## PROBLEM TO SOLVE:
Copy out each line of the material in which the word "styles" appears.
------
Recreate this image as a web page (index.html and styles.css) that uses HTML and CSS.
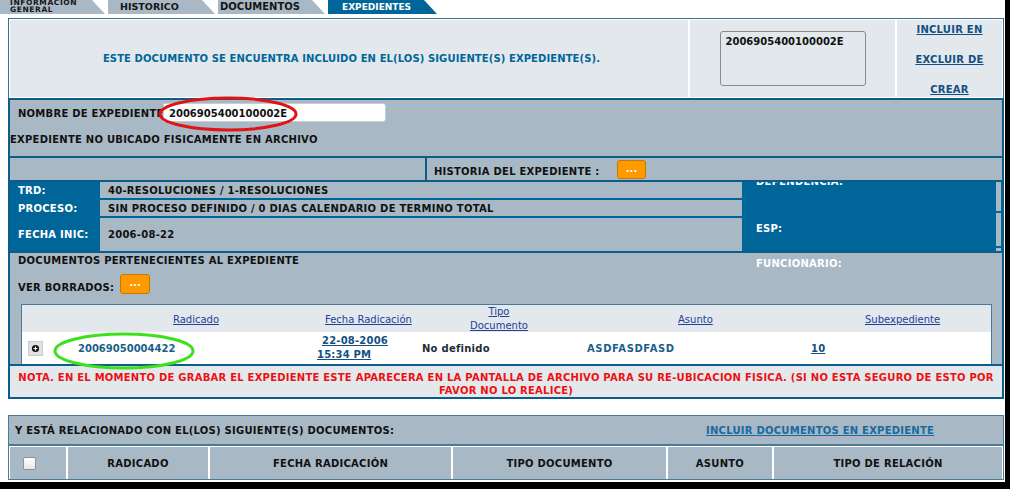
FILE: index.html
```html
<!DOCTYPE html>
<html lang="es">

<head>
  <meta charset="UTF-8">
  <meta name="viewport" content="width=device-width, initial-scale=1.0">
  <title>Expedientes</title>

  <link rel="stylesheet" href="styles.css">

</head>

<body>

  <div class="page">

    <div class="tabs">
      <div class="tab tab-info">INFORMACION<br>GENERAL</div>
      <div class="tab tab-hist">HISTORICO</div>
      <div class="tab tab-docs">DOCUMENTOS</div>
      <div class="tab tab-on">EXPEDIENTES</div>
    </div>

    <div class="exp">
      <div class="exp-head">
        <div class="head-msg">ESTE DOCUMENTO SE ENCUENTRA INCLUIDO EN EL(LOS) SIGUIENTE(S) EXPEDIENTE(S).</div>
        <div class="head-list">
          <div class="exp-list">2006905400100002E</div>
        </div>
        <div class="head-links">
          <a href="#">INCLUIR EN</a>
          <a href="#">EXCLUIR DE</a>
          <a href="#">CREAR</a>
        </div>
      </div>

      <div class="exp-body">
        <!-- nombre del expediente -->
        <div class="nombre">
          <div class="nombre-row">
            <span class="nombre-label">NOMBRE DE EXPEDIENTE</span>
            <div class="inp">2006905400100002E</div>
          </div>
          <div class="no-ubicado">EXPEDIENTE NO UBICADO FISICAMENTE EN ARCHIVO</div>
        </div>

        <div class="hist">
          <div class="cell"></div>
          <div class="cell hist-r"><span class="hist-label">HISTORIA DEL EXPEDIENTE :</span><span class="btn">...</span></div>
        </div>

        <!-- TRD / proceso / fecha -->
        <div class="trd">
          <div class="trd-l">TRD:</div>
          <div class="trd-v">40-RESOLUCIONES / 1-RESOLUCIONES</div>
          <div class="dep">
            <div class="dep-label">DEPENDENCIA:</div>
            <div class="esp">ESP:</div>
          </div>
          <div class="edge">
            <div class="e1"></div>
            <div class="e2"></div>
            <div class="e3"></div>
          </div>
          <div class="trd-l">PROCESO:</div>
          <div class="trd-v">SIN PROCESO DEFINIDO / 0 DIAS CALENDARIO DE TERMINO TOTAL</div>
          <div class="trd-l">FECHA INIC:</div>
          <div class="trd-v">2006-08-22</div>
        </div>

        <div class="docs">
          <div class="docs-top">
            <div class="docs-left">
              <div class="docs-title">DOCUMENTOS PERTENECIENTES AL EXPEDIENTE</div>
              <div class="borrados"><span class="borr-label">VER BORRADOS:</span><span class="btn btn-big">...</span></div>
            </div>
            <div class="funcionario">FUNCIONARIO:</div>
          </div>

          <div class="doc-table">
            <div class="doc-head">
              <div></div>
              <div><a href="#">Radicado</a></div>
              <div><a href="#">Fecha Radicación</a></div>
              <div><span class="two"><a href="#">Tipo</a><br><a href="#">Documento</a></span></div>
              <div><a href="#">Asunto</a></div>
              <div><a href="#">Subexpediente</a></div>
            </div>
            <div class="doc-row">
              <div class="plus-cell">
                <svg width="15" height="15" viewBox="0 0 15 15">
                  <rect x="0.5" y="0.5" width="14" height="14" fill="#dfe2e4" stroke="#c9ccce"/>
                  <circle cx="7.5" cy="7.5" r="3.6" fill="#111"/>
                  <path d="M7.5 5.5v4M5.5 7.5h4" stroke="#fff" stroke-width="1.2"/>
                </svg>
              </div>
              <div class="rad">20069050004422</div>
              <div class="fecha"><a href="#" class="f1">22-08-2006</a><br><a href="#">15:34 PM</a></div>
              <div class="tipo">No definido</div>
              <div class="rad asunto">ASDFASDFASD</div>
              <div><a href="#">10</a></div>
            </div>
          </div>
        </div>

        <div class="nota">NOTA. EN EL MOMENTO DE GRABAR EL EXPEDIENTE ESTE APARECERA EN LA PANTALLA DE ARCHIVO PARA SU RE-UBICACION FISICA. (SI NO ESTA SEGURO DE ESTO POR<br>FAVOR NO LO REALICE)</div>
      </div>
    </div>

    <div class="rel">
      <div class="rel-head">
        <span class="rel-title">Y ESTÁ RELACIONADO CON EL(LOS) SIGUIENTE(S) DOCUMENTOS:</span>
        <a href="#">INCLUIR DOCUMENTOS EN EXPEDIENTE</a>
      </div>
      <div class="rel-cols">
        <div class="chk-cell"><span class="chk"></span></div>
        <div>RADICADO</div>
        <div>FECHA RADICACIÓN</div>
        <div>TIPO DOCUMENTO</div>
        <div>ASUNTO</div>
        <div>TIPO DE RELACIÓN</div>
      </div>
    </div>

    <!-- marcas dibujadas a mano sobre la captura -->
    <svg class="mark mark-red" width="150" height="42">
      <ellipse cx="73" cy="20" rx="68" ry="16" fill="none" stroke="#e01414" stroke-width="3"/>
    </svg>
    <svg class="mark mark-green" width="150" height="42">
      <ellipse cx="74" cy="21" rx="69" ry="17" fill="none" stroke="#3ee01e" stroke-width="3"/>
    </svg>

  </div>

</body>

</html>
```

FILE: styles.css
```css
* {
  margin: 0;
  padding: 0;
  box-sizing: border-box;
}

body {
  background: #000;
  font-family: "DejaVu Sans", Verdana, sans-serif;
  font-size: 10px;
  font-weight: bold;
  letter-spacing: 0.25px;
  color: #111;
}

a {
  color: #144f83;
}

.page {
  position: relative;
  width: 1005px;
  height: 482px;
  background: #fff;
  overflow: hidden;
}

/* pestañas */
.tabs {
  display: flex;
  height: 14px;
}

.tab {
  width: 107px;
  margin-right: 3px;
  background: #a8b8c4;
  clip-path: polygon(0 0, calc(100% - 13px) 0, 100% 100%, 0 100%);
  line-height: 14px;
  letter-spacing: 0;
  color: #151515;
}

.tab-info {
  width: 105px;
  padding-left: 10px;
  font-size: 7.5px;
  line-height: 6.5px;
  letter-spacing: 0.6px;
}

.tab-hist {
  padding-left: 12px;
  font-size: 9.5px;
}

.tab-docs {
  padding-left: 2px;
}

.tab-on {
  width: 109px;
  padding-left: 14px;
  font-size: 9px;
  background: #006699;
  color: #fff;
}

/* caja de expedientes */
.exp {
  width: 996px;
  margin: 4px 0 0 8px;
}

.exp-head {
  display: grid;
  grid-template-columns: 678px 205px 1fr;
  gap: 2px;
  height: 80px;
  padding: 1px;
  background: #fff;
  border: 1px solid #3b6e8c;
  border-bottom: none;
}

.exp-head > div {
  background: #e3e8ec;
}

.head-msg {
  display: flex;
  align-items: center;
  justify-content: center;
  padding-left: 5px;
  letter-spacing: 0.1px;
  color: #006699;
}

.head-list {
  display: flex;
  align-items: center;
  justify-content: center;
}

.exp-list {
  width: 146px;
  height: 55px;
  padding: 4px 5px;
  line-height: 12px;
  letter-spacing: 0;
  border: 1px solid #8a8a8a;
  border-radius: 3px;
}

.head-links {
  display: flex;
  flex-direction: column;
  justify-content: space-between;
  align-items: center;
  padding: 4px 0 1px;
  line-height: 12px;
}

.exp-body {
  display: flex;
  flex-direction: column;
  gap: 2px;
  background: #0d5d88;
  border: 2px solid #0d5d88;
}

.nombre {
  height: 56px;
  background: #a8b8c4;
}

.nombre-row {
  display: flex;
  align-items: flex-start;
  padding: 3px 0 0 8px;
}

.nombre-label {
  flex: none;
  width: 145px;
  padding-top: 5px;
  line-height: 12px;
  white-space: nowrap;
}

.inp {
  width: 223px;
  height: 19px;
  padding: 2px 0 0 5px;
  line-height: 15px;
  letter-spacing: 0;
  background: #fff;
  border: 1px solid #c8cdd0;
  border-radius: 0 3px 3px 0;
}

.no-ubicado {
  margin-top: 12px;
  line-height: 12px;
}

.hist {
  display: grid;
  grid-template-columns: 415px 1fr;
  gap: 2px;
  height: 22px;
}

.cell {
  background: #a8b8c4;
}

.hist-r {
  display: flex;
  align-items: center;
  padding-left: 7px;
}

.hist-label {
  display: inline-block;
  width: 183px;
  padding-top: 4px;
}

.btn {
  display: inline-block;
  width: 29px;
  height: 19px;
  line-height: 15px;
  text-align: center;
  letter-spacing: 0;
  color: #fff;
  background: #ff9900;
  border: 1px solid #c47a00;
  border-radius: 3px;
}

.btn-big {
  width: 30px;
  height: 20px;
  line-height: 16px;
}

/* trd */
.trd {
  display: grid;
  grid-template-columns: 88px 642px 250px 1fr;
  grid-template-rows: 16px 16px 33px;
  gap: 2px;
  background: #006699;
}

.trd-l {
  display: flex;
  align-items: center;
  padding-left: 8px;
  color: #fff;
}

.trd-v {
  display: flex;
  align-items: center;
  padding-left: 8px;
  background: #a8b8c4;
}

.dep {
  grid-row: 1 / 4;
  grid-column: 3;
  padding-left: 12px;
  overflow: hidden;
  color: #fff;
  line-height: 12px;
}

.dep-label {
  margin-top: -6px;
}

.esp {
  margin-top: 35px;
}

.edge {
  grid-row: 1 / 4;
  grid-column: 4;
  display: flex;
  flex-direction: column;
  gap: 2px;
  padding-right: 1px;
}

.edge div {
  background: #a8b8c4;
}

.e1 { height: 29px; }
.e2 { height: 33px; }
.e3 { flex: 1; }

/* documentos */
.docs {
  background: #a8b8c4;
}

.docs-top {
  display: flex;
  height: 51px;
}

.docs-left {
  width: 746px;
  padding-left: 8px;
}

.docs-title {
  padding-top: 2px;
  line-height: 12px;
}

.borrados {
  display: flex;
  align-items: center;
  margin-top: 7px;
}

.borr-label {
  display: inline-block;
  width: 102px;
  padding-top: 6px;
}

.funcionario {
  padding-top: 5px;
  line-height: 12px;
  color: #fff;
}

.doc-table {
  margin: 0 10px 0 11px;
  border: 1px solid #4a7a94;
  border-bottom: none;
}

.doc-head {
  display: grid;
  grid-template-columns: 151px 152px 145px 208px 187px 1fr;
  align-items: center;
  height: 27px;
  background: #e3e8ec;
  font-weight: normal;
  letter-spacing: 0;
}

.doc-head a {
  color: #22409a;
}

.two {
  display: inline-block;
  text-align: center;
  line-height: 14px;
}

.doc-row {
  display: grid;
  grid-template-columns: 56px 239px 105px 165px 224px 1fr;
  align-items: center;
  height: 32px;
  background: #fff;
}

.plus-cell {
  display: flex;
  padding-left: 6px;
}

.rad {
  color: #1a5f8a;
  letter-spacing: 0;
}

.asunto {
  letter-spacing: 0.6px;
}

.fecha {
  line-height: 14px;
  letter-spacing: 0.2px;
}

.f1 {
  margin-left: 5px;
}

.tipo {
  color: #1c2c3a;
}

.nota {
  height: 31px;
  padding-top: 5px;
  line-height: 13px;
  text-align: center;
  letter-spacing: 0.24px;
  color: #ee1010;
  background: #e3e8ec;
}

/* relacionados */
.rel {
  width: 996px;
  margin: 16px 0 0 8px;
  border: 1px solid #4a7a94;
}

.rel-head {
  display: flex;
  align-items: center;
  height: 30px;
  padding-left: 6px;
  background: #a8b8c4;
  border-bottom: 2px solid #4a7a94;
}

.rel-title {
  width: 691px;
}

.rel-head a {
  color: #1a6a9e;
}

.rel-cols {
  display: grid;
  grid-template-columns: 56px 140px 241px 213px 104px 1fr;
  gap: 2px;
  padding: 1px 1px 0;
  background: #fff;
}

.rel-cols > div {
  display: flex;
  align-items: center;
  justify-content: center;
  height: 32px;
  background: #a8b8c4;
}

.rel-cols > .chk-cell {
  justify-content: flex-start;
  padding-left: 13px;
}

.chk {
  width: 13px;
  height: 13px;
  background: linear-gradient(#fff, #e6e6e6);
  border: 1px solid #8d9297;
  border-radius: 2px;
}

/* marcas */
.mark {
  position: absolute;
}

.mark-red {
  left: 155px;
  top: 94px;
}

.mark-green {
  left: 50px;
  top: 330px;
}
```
------
## RESPONSE TO THE EXERCISE:
Recreate this image as a web page (index.html and styles.css) that uses HTML and CSS.
  <link rel="stylesheet" href="styles.css">
FILE: styles.css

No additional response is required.